(Excerpt from a dataset)
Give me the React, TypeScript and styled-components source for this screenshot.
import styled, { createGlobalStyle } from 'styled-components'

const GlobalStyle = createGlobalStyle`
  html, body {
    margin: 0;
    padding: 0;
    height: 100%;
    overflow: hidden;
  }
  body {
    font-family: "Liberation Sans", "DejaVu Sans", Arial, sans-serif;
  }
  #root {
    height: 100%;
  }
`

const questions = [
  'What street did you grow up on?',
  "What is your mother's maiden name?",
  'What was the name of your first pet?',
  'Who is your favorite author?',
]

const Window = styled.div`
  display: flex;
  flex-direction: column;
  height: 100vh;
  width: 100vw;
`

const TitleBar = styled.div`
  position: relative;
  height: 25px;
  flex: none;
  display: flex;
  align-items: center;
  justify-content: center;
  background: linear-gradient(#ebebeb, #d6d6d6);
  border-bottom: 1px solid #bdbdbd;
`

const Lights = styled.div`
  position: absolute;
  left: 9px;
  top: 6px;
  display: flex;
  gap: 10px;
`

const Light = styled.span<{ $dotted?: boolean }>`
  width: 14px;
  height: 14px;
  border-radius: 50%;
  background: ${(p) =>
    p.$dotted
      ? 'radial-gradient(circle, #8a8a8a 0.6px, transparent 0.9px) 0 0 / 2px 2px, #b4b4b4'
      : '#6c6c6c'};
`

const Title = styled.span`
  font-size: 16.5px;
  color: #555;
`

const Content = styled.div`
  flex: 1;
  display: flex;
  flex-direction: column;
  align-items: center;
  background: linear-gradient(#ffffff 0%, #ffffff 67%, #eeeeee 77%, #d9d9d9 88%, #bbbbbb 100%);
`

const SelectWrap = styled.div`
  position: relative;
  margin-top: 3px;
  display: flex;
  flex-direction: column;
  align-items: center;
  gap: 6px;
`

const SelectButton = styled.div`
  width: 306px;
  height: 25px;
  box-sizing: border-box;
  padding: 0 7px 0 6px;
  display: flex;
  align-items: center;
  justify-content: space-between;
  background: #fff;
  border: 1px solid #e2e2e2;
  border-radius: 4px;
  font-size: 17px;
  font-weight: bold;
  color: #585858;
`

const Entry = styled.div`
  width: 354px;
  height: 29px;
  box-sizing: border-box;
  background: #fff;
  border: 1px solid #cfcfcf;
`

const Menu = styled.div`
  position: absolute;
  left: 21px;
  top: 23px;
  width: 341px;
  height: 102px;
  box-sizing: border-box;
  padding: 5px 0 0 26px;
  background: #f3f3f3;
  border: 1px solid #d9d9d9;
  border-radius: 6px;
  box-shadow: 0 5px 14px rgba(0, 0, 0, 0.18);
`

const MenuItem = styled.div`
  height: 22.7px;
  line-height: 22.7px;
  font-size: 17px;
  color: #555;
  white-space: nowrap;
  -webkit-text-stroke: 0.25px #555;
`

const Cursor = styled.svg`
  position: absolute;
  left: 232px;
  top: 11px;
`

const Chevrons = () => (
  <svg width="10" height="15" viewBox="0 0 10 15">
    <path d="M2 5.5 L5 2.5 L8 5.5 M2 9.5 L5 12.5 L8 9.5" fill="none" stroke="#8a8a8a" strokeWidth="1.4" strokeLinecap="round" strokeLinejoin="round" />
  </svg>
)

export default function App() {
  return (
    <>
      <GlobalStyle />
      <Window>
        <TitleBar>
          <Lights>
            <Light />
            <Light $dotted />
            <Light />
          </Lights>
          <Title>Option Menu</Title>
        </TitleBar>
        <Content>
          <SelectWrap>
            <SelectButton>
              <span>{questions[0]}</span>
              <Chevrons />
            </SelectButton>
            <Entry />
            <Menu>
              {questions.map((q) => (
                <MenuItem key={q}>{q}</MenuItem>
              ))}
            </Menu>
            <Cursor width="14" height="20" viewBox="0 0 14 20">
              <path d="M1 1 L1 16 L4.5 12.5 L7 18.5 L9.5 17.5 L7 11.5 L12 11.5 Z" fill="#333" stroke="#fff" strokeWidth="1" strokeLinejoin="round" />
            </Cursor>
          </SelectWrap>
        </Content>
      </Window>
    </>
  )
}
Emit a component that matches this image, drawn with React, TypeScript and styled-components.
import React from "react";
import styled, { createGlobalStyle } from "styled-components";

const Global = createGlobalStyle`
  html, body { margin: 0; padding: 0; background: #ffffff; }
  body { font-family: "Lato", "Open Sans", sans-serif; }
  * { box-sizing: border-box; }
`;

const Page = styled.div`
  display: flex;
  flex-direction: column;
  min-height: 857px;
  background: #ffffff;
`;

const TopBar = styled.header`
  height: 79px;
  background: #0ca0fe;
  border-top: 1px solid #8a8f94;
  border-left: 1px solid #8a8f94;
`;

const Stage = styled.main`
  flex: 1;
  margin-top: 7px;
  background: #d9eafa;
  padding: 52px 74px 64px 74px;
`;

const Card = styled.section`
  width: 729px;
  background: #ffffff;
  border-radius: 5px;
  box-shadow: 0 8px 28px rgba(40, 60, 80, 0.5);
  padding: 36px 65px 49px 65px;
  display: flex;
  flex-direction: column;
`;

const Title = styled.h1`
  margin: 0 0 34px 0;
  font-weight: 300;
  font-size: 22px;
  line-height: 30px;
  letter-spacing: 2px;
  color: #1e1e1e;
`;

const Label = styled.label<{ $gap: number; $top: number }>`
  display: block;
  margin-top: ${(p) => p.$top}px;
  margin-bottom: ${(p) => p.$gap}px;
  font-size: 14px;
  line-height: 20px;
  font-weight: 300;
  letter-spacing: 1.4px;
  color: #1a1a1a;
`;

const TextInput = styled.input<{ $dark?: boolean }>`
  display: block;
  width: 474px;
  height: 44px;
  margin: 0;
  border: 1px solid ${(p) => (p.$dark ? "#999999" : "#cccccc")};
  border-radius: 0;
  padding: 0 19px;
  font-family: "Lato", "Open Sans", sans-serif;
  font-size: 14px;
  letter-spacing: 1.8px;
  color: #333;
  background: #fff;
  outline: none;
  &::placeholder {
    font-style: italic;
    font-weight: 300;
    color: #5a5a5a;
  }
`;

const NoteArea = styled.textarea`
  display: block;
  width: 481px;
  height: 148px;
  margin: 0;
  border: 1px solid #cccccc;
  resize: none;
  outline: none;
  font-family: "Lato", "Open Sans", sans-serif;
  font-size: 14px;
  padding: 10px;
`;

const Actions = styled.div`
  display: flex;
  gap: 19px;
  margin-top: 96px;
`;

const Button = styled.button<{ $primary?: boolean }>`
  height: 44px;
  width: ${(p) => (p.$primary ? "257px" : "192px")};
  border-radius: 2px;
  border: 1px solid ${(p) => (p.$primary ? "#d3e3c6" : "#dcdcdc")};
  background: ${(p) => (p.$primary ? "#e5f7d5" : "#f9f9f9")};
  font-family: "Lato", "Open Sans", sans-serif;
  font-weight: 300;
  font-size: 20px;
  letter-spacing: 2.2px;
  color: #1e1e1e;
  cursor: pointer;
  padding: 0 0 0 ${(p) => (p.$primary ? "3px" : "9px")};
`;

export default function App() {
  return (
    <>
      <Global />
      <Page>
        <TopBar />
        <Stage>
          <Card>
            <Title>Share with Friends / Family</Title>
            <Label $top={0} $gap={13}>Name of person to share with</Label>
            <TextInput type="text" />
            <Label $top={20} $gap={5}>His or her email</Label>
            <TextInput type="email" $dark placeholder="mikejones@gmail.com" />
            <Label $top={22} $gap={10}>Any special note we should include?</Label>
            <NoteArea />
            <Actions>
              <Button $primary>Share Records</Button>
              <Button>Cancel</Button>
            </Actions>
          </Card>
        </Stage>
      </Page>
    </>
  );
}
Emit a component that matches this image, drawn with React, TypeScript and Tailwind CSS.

Problem statement:
Reproduce the records above exactly as they appear.

Reply:
Give me the React, TypeScript and styled-components source for this screenshot.
import styled, { createGlobalStyle } from 'styled-components'

const GlobalStyle = createGlobalStyle`
  html, body {
    margin: 0;
    padding: 0;
    height: 100%;
    overflow: hidden;
  }
  body {
    font-family: "Liberation Sans", "DejaVu Sans", Arial, sans-serif;
  }
  #root {
    height: 100%;
  }
`

const questions = [
  'What street did you grow up on?',
  "What is your mother's maiden name?",
  'What was the name of your first pet?',
  'Who is your favorite author?',
]

const Window = styled.div`
  display: flex;
  flex-direction: column;
  height: 100vh;
  width: 100vw;
`

const TitleBar = styled.div`
  position: relative;
  height: 25px;
  flex: none;
  display: flex;
  align-items: center;
  justify-content: center;
  background: linear-gradient(#ebebeb, #d6d6d6);
  border-bottom: 1px solid #bdbdbd;
`

const Lights = styled.div`
  position: absolute;
  left: 9px;
  top: 6px;
  display: flex;
  gap: 10px;
`

const Light = styled.span<{ $dotted?: boolean }>`
  width: 14px;
  height: 14px;
  border-radius: 50%;
  background: ${(p) =>
    p.$dotted
      ? 'radial-gradient(circle, #8a8a8a 0.6px, transparent 0.9px) 0 0 / 2px 2px, #b4b4b4'
      : '#6c6c6c'};
`

const Title = styled.span`
  font-size: 16.5px;
  color: #555;
`

const Content = styled.div`
  flex: 1;
  display: flex;
  flex-direction: column;
  align-items: center;
  background: linear-gradient(#ffffff 0%, #ffffff 67%, #eeeeee 77%, #d9d9d9 88%, #bbbbbb 100%);
`

const SelectWrap = styled.div`
  position: relative;
  margin-top: 3px;
  display: flex;
  flex-direction: column;
  align-items: center;
  gap: 6px;
`

const SelectButton = styled.div`
  width: 306px;
  height: 25px;
  box-sizing: border-box;
  padding: 0 7px 0 6px;
  display: flex;
  align-items: center;
  justify-content: space-between;
  background: #fff;
  border: 1px solid #e2e2e2;
  border-radius: 4px;
  font-size: 17px;
  font-weight: bold;
  color: #585858;
`

const Entry = styled.div`
  width: 354px;
  height: 29px;
  box-sizing: border-box;
  background: #fff;
  border: 1px solid #cfcfcf;
`

const Menu = styled.div`
  position: absolute;
  left: 21px;
  top: 23px;
  width: 341px;
  height: 102px;
  box-sizing: border-box;
  padding: 5px 0 0 26px;
  background: #f3f3f3;
  border: 1px solid #d9d9d9;
  border-radius: 6px;
  box-shadow: 0 5px 14px rgba(0, 0, 0, 0.18);
`

const MenuItem = styled.div`
  height: 22.7px;
  line-height: 22.7px;
  font-size: 17px;
  color: #555;
  white-space: nowrap;
  -webkit-text-stroke: 0.25px #555;
`

const Cursor = styled.svg`
  position: absolute;
  left: 232px;
  top: 11px;
`

const Chevrons = () => (
  <svg width="10" height="15" viewBox="0 0 10 15">
    <path d="M2 5.5 L5 2.5 L8 5.5 M2 9.5 L5 12.5 L8 9.5" fill="none" stroke="#8a8a8a" strokeWidth="1.4" strokeLinecap="round" strokeLinejoin="round" />
  </svg>
)

export default function App() {
  return (
    <>
      <GlobalStyle />
      <Window>
        <TitleBar>
          <Lights>
            <Light />
            <Light $dotted />
            <Light />
          </Lights>
          <Title>Option Menu</Title>
        </TitleBar>
        <Content>
          <SelectWrap>
            <SelectButton>
              <span>{questions[0]}</span>
              <Chevrons />
            </SelectButton>
            <Entry />
            <Menu>
              {questions.map((q) => (
                <MenuItem key={q}>{q}</MenuItem>
              ))}
            </Menu>
            <Cursor width="14" height="20" viewBox="0 0 14 20">
              <path d="M1 1 L1 16 L4.5 12.5 L7 18.5 L9.5 17.5 L7 11.5 L12 11.5 Z" fill="#333" stroke="#fff" strokeWidth="1" strokeLinejoin="round" />
            </Cursor>
          </SelectWrap>
        </Content>
      </Window>
    </>
  )
}
Emit a component that matches this image, drawn with React, TypeScript and styled-components.
import React from "react";
import styled, { createGlobalStyle } from "styled-components";

const Global = createGlobalStyle`
  html, body { margin: 0; padding: 0; background: #ffffff; }
  body { font-family: "Lato", "Open Sans", sans-serif; }
  * { box-sizing: border-box; }
`;

const Page = styled.div`
  display: flex;
  flex-direction: column;
  min-height: 857px;
  background: #ffffff;
`;

const TopBar = styled.header`
  height: 79px;
  background: #0ca0fe;
  border-top: 1px solid #8a8f94;
  border-left: 1px solid #8a8f94;
`;

const Stage = styled.main`
  flex: 1;
  margin-top: 7px;
  background: #d9eafa;
  padding: 52px 74px 64px 74px;
`;

const Card = styled.section`
  width: 729px;
  background: #ffffff;
  border-radius: 5px;
  box-shadow: 0 8px 28px rgba(40, 60, 80, 0.5);
  padding: 36px 65px 49px 65px;
  display: flex;
  flex-direction: column;
`;

const Title = styled.h1`
  margin: 0 0 34px 0;
  font-weight: 300;
  font-size: 22px;
  line-height: 30px;
  letter-spacing: 2px;
  color: #1e1e1e;
`;

const Label = styled.label<{ $gap: number; $top: number }>`
  display: block;
  margin-top: ${(p) => p.$top}px;
  margin-bottom: ${(p) => p.$gap}px;
  font-size: 14px;
  line-height: 20px;
  font-weight: 300;
  letter-spacing: 1.4px;
  color: #1a1a1a;
`;

const TextInput = styled.input<{ $dark?: boolean }>`
  display: block;
  width: 474px;
  height: 44px;
  margin: 0;
  border: 1px solid ${(p) => (p.$dark ? "#999999" : "#cccccc")};
  border-radius: 0;
  padding: 0 19px;
  font-family: "Lato", "Open Sans", sans-serif;
  font-size: 14px;
  letter-spacing: 1.8px;
  color: #333;
  background: #fff;
  outline: none;
  &::placeholder {
    font-style: italic;
    font-weight: 300;
    color: #5a5a5a;
  }
`;

const NoteArea = styled.textarea`
  display: block;
  width: 481px;
  height: 148px;
  margin: 0;
  border: 1px solid #cccccc;
  resize: none;
  outline: none;
  font-family: "Lato", "Open Sans", sans-serif;
  font-size: 14px;
  padding: 10px;
`;

const Actions = styled.div`
  display: flex;
  gap: 19px;
  margin-top: 96px;
`;

const Button = styled.button<{ $primary?: boolean }>`
  height: 44px;
  width: ${(p) => (p.$primary ? "257px" : "192px")};
  border-radius: 2px;
  border: 1px solid ${(p) => (p.$primary ? "#d3e3c6" : "#dcdcdc")};
  background: ${(p) => (p.$primary ? "#e5f7d5" : "#f9f9f9")};
  font-family: "Lato", "Open Sans", sans-serif;
  font-weight: 300;
  font-size: 20px;
  letter-spacing: 2.2px;
  color: #1e1e1e;
  cursor: pointer;
  padding: 0 0 0 ${(p) => (p.$primary ? "3px" : "9px")};
`;

export default function App() {
  return (
    <>
      <Global />
      <Page>
        <TopBar />
        <Stage>
          <Card>
            <Title>Share with Friends / Family</Title>
            <Label $top={0} $gap={13}>Name of person to share with</Label>
            <TextInput type="text" />
            <Label $top={20} $gap={5}>His or her email</Label>
            <TextInput type="email" $dark placeholder="mikejones@gmail.com" />
            <Label $top={22} $gap={10}>Any special note we should include?</Label>
            <NoteArea />
            <Actions>
              <Button $primary>Share Records</Button>
              <Button>Cancel</Button>
            </Actions>
          </Card>
        </Stage>
      </Page>
    </>
  );
}
Emit a component that matches this image, drawn with React, TypeScript and Tailwind CSS.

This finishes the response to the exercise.